Pros and Cons of Advice
In the Old Testament, the word “advice” (etsah) occurs eighty-nine times. Etsah can be good or bad advice. But, notably, it’s always human advice.
When Saul was hunting David, he cried out to God, “How long must I make decisions [etsah] alone with sorrow in my heart day after day?” (Psalm 13:2, GOD’s WORD Translation) In other words, “I’ve thought of everything I could do, taken my own best advice—and still nothing has changed.”

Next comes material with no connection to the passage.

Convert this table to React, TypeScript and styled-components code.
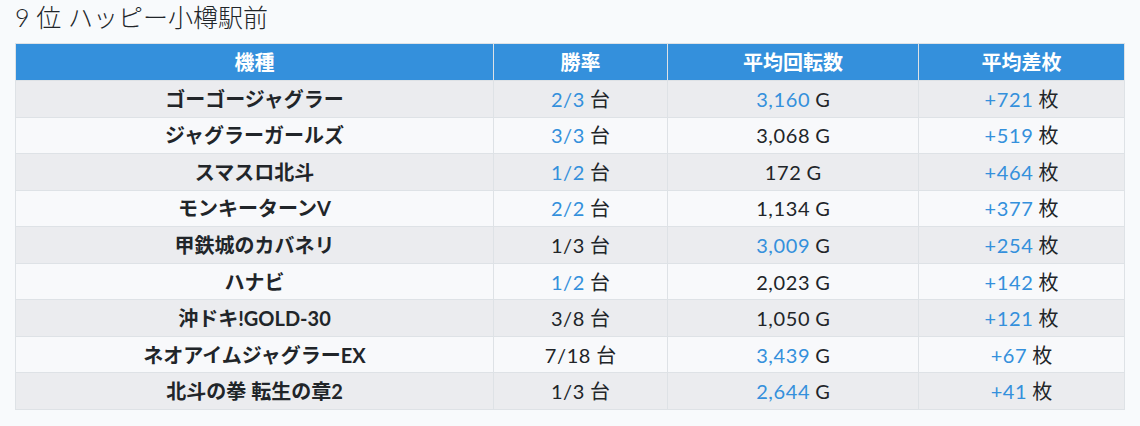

As king, David’s most trusted advisor was Ahithophel. His advice was so valued that it “was like the consultation of the word of God” (2 Samuel 16:23, BSB). Unfortunately, Ahithophel played both ends against the middle when he joined Absolom’s revolt against David (2 Samuel 15–17).
Remember the prophet Nathan? In 1 Kings 12, when David is very old, Nathan advises David’s wife, Bathsheba, to present herself to David so she can argue for Solomon becoming king. Another one of David’s sons was declaring himself king—just because he thought he could—and Bathsheba needed to stand in the breach.
Thankfully, Solomon does become king. But when his son Rehoboam ascends the throne, he ignores the sage advice of elders and the pleas of his subjects. Instead, Rehoboam listens to the advice of “young men.” Unseasoned, unlearned upstarts (1 Kings 12:13-14). Part of that fallout is the united kingdom of Israel becomes divided.
People’s advice can be fallible, yet God-inspired advice has value. In Exodus 18:13-26, Moses took wise advice from his father-in-law when the burdens of leading the Israelites overwhelmed him. Proverbs 15:22 says input from many advisors helps plans succeed.
Counsel’s Higher Altitude and Attitude
So what is “counsel”? Intuitively, the word seems weightier than advice. That’s objectively true in the Bible. It always associates counsel with God. There’s no committee—and an ocean of difference stands between the Bible’s definitions of advice and counsel.
Ephesians 1:11 (ESV) says, “In Him we have obtained an inheritance, having been predestined according to the purpose of him who works all things according to the counsel [boule] of his will.”
[My apologies … Boule contains an accent mark that doesn’t “translate” in this format.]
Boule means a resolved plan. No polling “here’s what I think.” Boule refers to God’s immutable plans, joined at the hip to His eternal purposes. As much as you’d like to give God input to help His plans unfold the way you think they should, God works everything according to His own counsel. (Aren’t you glad?)
The only time the Bible mentions etsah/advice and God in the same sentence is when God challenges human wisdom. For example (Job 38:2, BSB), God asks Job, “Who is this who obscures My counsel [etsah] by words without knowledge?” The New Living Translation puts it this way: “Who is this that questions my wisdom with such ignorant words?”
Shut my mouth.
Conclusion
I’m grateful for people’s advice. But: Human advice must pass through the sifter of God's discernment (Psalm 119:25). Share on X David pleaded with God, “Teach me good judgment and discernment, for I rely on your commands” (Psalm 119:166, CSB).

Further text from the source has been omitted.